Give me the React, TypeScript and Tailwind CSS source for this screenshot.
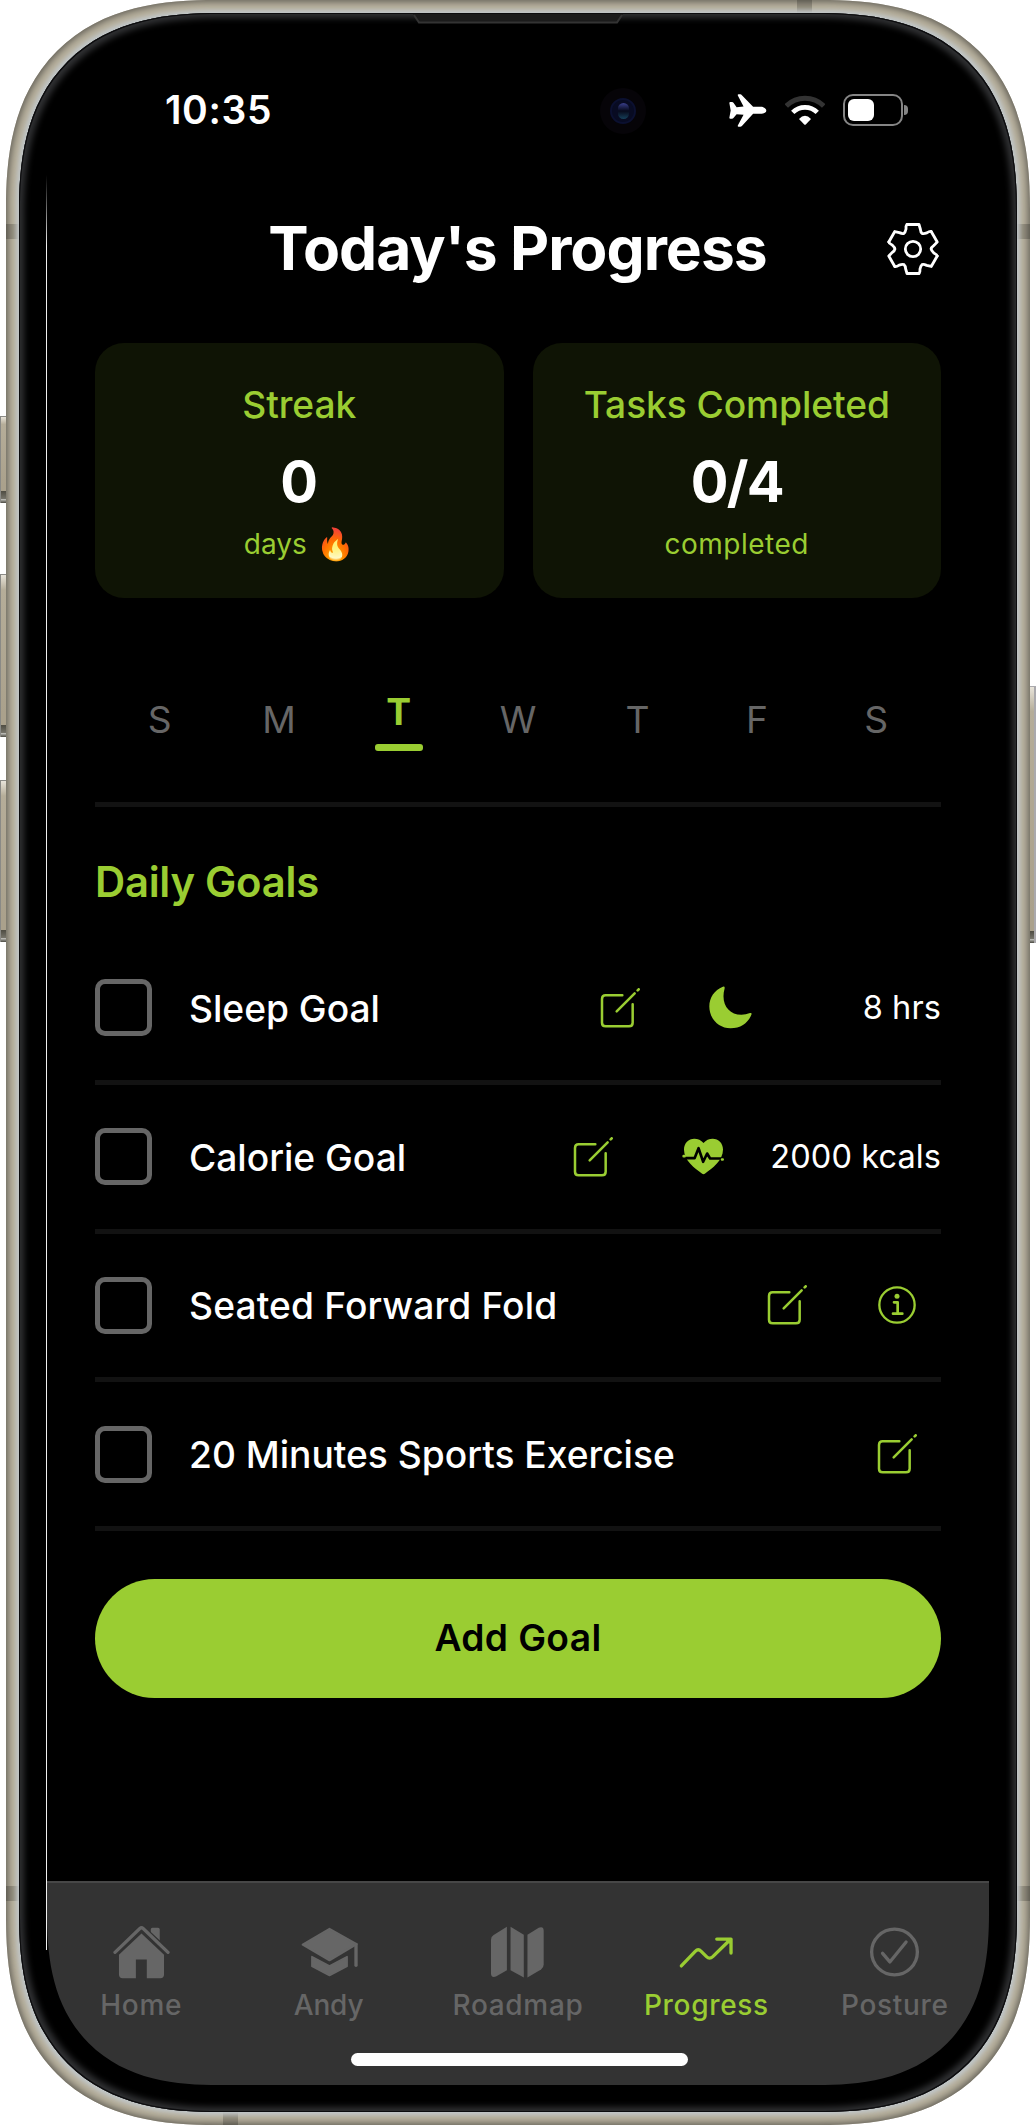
import type { ReactNode } from 'react';

const GREEN = '#9acd32';

function PlaneIcon() {
  return (
    <svg className="h-[33px] w-[38px]" viewBox="640 282 113 100" fill="#fff">
      <path d="M640 309Q640 306 643 306H648Q651 306 653 309L662 322L683 320L666 287Q664 283 668 283H673Q676 283 678 286L712 321H738Q752 324 752 332Q752 340 738 342H712L678 379Q676 381 673 381H668Q664 381 666 377L683 345L662 343L653 354Q651 357 648 357H643Q640 357 640 354L644 332Z" />
    </svg>
  );
}

function WifiIcon() {
  return (
    <svg className="h-[30px] w-[40px]" viewBox="808 285 120 90" fill="none">
      <path d="M811.8 317.8A79.5 79.5 0 0 1 924.2 317.8" stroke="#333" strokeWidth="15" />
      <path d="M831.2 337.2A52 52 0 0 1 904.8 337.2" stroke="#fff" strokeWidth="14" />
      <path d="M850 357Q868 337 886 357L871 373Q868 376 865 373Z" fill="#fff" />
    </svg>
  );
}

function Battery() {
  return (
    <div className="flex items-center gap-[1px]">
      <div className="h-[32px] w-[60px] rounded-[10px] border-2 border-[#858585] p-[3px]">
        <div className="h-[22px] w-[26px] rounded-[6px] bg-white" />
      </div>
      <div className="h-[10px] w-[4px] rounded-r-full bg-[#858585]" />
    </div>
  );
}

function GearIcon() {
  return (
    <svg className="h-[54px] w-[54px]" viewBox="-81 -81 162 162" fill="none" stroke="#fff" strokeWidth="8.5" strokeLinecap="round" strokeLinejoin="round">
      {[0, 60, 120, 180, 240, 300].map((angle) => (
        <path key={angle} transform={`rotate(${angle})`} d="M-18 -73.5H18L22 -60Q23 -50 27 -47Q31.6 -45 41.5 -48.2Q50 -54 54.6 -52.4" />
      ))}
      <circle r="23" />
    </svg>
  );
}

function EditIcon() {
  return (
    <svg className="h-10 w-10" viewBox="120 85 120 120" fill="none" stroke={GREEN} strokeWidth="7.5" strokeLinecap="round">
      <path d="M187 107H137Q126 107 126 118V189Q126 200 137 200H207Q218 200 218 189V134" />
      <path d="M170 155L224 101" />
      <path d="M233 92L236 89" strokeWidth="8" />
    </svg>
  );
}

function MoonIcon() {
  return (
    <svg className="h-[43px] w-[43px]" viewBox="447 80 130 130" fill={GREEN}>
      <path d="M489 82Q496 80 494 88C482 132 505 167 545 167Q558 167 571 162Q578 161 575 167C565 192 543 208 512 208C477 208 448 179 448 142C448 115 463 92 489 82Z" />
    </svg>
  );
}

function HeartIcon() {
  return (
    <svg className="h-[43px] w-[43px]" viewBox="366 526 130 130" fill="none" strokeLinecap="round" strokeLinejoin="round">
      <path d="M427 643C405 627 372 604 372 570C372 550 386 537 403 537Q420 537 431 550Q442 537 459 537C476 537 490 550 490 570C490 604 457 627 435 643Q431 646 427 643Z" fill={GREEN} />
      <path d="M370 596H404L416 566L430 607L442 582L451 597H490" stroke="#000" strokeWidth="8" />
      <path d="M371 590H374M487 600H489" stroke={GREEN} strokeWidth="8" />
    </svg>
  );
}

function InfoIcon() {
  return (
    <svg className="h-10 w-10" viewBox="953 74 120 120" fill="none" stroke={GREEN} strokeWidth="7" strokeLinecap="round" strokeLinejoin="round">
      <circle cx="1013" cy="134" r="53" />
      <path d="M1004 126H1015V160M1001 160H1029" strokeWidth="8" />
      <circle cx="1013" cy="108" r="7.5" fill={GREEN} stroke="none" />
    </svg>
  );
}

function HomeIcon() {
  return (
    <svg className="h-[54px] w-[57px]" viewBox="336 196 172 162" fill="#666">
      <path d="M450 222V209Q450 204 455 204H472Q477 204 477 209V255Z" />
      <path d="M342 278L422 203L502 278" fill="none" stroke="#333" strokeWidth="19" />
      <path d="M342 278L417 206Q422 202 427 206L502 278" fill="none" stroke="#666" strokeWidth="10" strokeLinecap="round" />
      <path d="M422 221L490 285V345Q490 356 479 356H438V300H405V356H365Q354 356 354 345V285Z" />
    </svg>
  );
}

function SchoolIcon() {
  return (
    <svg className="h-[54px] w-[57px]" viewBox="902 196 172 162" fill="#666" stroke="#666" strokeLinejoin="round">
      <path d="M988 207L1070 253L988 302L907 255Z" strokeWidth="6" />
      <path d="M1068 254V317" strokeWidth="10" strokeLinecap="round" />
      <path d="M935 291L988 319L1041 291V320L988 348L935 320Z" strokeWidth="5" />
    </svg>
  );
}

function MapIcon() {
  return (
    <svg className="h-[54px] w-[57px]" viewBox="1470 196 172 162" fill="#666">
      <path d="M1524 201V332L1491 351Q1476 356 1476 341V240Q1476 231 1484 226Z" />
      <path d="M1535 201L1575 225V354L1535 332Z" />
      <path d="M1586 225L1620 204Q1635 199 1635 213V315Q1635 325 1627 330L1586 354Z" />
    </svg>
  );
}

function TrendIcon() {
  return (
    <svg className="h-[54px] w-[57px]" viewBox="486 196 172 162" fill="none" stroke={GREEN} strokeWidth="10" strokeLinecap="round" strokeLinejoin="round">
      <path d="M496 319L538 275Q547 266 556 275L572 291Q581 300 591 291L643 240" />
      <path d="M603 238H646V280" />
      <path d="M632 240H645V252Z" fill={GREEN} strokeWidth="3" />
    </svg>
  );
}

function CheckCircleIcon() {
  return (
    <svg className="h-[54px] w-[57px]" viewBox="1051 196 172 162" fill="none" stroke="#666" strokeWidth="10" strokeLinecap="round" strokeLinejoin="round">
      <circle cx="1137" cy="277" r="69" />
      <path d="M1101 281L1123 307L1172 247" />
    </svg>
  );
}

function StatCard({ title, value, children }: { title: string; value: ReactNode; children: ReactNode }) {
  return (
    <section className="flex h-[255px] flex-1 flex-col items-center rounded-[29px] bg-[#0f1405] pt-[39px]">
      <h2 className="h-[46px] text-[37.2px] leading-[46px] font-medium tracking-[-0.09px] text-[#9acd32]">{title}</h2>
      <p className="mt-5 h-[68px] text-[56px] leading-[68px] font-bold">{value}</p>
      <p className="mt-[10px] flex h-9 items-center leading-9 text-[#9acd32]">{children}</p>
    </section>
  );
}

const DAYS = ['S', 'M', 'T', 'W', 'T', 'F', 'S'];

function Week({ selected }: { selected: number }) {
  return (
    <div className="mt-[82px] grid h-20 grid-cols-7 px-[5px] text-[37.2px]">
      {DAYS.map((day, i) =>
        i === selected ? (
          <div key={i} className="flex flex-col items-center pt-3 font-bold text-[#9acd32]">
            <span className="h-10 leading-10">{day}</span>
            <span className="mt-3 h-[7px] w-12 rounded-[3px] bg-[#9acd32]" />
          </div>
        ) : (
          <div key={i} className="flex items-center justify-center text-[#666]">
            {day}
          </div>
        ),
      )}
    </div>
  );
}

function GoalRow({ label, icons, value, labelClass }: { label: string; icons: ReactNode[]; value?: string; labelClass: string }) {
  return (
    <li className="flex h-[148.75px] items-center border-b-[5px] border-[#121212]">
      <span className="size-[57px] rounded-[10px] border-[5px] border-[#666]" />
      <span className={labelClass}>{label}</span>
      <span className="ml-auto flex items-center gap-[22px]">
        {icons.map((icon, i) => (
          <span key={i} className="flex w-[88px] justify-center">
            {icon}
          </span>
        ))}
      </span>
      {value && <span className="ml-[23px] min-w-[144px] pt-px text-right text-[32.5px] tracking-[0.1px]">{value}</span>}
    </li>
  );
}

const LABEL = 'ml-[37px] pt-[2px] text-[37.2px] font-medium tracking-[-0.02px]';
const LABEL_WIDE = 'ml-[37px] pt-[2px] text-[37.2px] font-medium tracking-[0.12px]';

function Tab({ icon, label, active, tight }: { icon: ReactNode; label: string; active?: boolean; tight?: boolean }) {
  return (
    <div className={active ? 'flex flex-col items-center text-[#9acd32]' : 'flex flex-col items-center text-[#666]'}>
      {icon}
      <span className={tight ? 'mt-[9px] mr-[2px] h-[34px] text-[28px] leading-[34px] font-medium tracking-[-0.2px]' : 'mt-[9px] h-[34px] text-[28px] leading-[34px] font-medium tracking-[0.69px]'}>
        {label}
      </span>
    </div>
  );
}

function SideButton({ place }: { place: string }) {
  return (
    <div className={place}>
      <div className="h-full w-full bg-linear-to-b from-[#e8e4da] via-[#b5ad99] via-10% to-[#aaa18c] to-92%" />
      <div className="h-2 w-full shrink-0 bg-linear-to-b from-[#4e4c42] to-[#77756b]" />
      <div className="h-1 w-full shrink-0 bg-linear-to-b from-[#c9c9c4] to-[#4a4941]" />
    </div>
  );
}

export default function App() {
  return (
    <div className="relative h-[2125px] w-[1036px] overflow-hidden bg-white font-['Inter',sans-serif] text-white">
      {/* Hardware buttons */}
      <SideButton place="absolute top-[416px] left-0 flex h-[87px] w-[7px] flex-col border-t border-l border-[#8a8a86]" />
      <SideButton place="absolute top-[574px] left-0 flex h-[163px] w-[7px] flex-col border-t border-l border-[#8a8a86]" />
      <SideButton place="absolute top-[780px] left-0 flex h-[162px] w-[7px] flex-col border-t border-l border-[#8a8a86]" />
      <SideButton place="absolute top-[686px] right-0 flex h-[257px] w-[8px] flex-col border-t border-r-2 border-[#aaa9ad]" />

      {/* Titanium frame */}
      <div className="relative mx-auto h-[2125px] w-[1024px] overflow-hidden rounded-[210px] bg-[#b7b09d] p-[13px] shadow-[inset_0_0_6px_2px_#66635a] [corner-shape:superellipse(1.316)]">
        <span className="absolute top-[224px] left-0 h-[15px] w-full bg-black/20" />
        <span className="absolute top-[1886px] left-0 h-[15px] w-full bg-black/20" />
        <span className="absolute top-0 left-[791px] h-5 w-[15px] bg-black/20" />
        <span className="absolute bottom-0 left-[217px] h-5 w-[15px] bg-black/20" />

        {/* Glass */}
        <div className="relative flex h-full w-full flex-col items-center rounded-[200px] bg-black pb-[27px] shadow-[0_0_4px_3px_#c0c6c8,inset_0_0_0_1px_#0c0c0e,inset_0_0_6px_5px_#303133] [corner-shape:superellipse(1.316)]">
          <svg className="absolute top-[1px] left-[394px] h-[10px] w-[210px]" viewBox="0 0 210 10">
            <path d="M0 0H210L204 8.5H6Z" fill="#1b1b1b" />
            <path d="M1 1L6 8.5H204L209 1" fill="none" stroke="#333" strokeWidth="2" />
          </svg>
          <div className="absolute top-[75px] left-[581px] flex size-[46px] items-center justify-center rounded-full bg-[#060408]">
            <div className="flex size-[26px] items-center justify-center rounded-full border-2 border-[#0b1030] bg-[#080b22]">
              <div className="h-[16px] w-[11px] rounded-full bg-linear-to-b from-[#3a3f8c] via-[#070a1c] to-[#14405a]" />
            </div>
          </div>
          <div className="absolute top-[162px] left-[27px] h-[1775px] w-px bg-linear-to-b from-transparent via-[#f0f0f0] via-4% to-[#f0f0f0]" />

          {/* Screen */}
          <main className="flex w-[942px] flex-1 flex-col overflow-hidden rounded-b-[172px] [corner-shape:superellipse(1.316)]">
            <header className="flex h-[194px] items-center pr-[81px] pl-[118px]">
              <time className="pt-px text-[39px] font-semibold tracking-[0.63px]">10:35</time>
              <div className="ml-auto flex items-center">
                <PlaneIcon />
                <span className="ml-[18px]"><WifiIcon /></span>
                <span className="ml-[18px]"><Battery /></span>
              </div>
            </header>

            <div className="flex flex-1 flex-col px-12">
              <div className="relative flex h-[83px] items-center justify-center">
                <h1 className="pr-px text-[60.5px] font-bold tracking-[-1px]">Today's Progress</h1>
                <button className="absolute right-[1px]" aria-label="Settings"><GearIcon /></button>
              </div>

              <div className="mt-[53px] flex gap-[29px]">
                <StatCard title="Streak" value="0">
                  <span className="text-[28px]">days</span>
                  <span className="ml-[9px] -mt-px text-[31px]">🔥</span>
                </StatCard>
                <StatCard title="Tasks Completed" value={<span className="tracking-[-1.75px]">0/4</span>}>
                  <span className="text-[28px] tracking-[0.49px]">completed</span>
                </StatCard>
              </div>

              <Week selected={2} />
              <hr className="mt-[42px] h-[5px] shrink-0 border-0 bg-[#121212]" />

              <h2 className="mt-[50px] h-[50px] text-[41.8px] leading-[50px] font-[570] tracking-[-0.25px] text-[#9acd32]">Daily Goals</h2>
              <ul className="mt-[29px]">
                <GoalRow label="Sleep Goal" labelClass={LABEL} icons={[<EditIcon />, <MoonIcon />]} value="8 hrs" />
                <GoalRow label="Calorie Goal" labelClass={LABEL} icons={[<EditIcon />, <HeartIcon />]} value="2000 kcals" />
                <GoalRow label="Seated Forward Fold" labelClass={LABEL_WIDE} icons={[<EditIcon />, <InfoIcon />]} />
                <GoalRow label="20 Minutes Sports Exercise" labelClass={LABEL} icons={[<EditIcon />]} />
              </ul>

              <button className="mt-12 h-[118.5px] rounded-full bg-[#9acd32] text-[37.2px] font-semibold tracking-[0.36px] text-black">Add Goal</button>
            </div>

            <nav className="relative grid h-[204px] grid-cols-5 border-t-2 border-[#474747] bg-[#333] pt-[42px]">
              <Tab icon={<HomeIcon />} label="Home" />
              <Tab icon={<SchoolIcon />} label="Andy" tight />
              <Tab icon={<MapIcon />} label="Roadmap" />
              <Tab icon={<TrendIcon />} label="Progress" active />
              <Tab icon={<CheckCircleIcon />} label="Posture" />
              <span className="absolute bottom-[19px] left-[303.5px] h-[13px] w-[337px] rounded-full bg-white" />
            </nav>
          </main>
        </div>
      </div>
    </div>
  );
}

- [Your goal] Extract, word for word, each line from the top of the data down to and including the line with "const GREEN = '#9acd32';"; skip the pictures.

- [Reply]
Give me the React, TypeScript and Tailwind CSS source for this screenshot.
import type { ReactNode } from 'react';

const GREEN = '#9acd32';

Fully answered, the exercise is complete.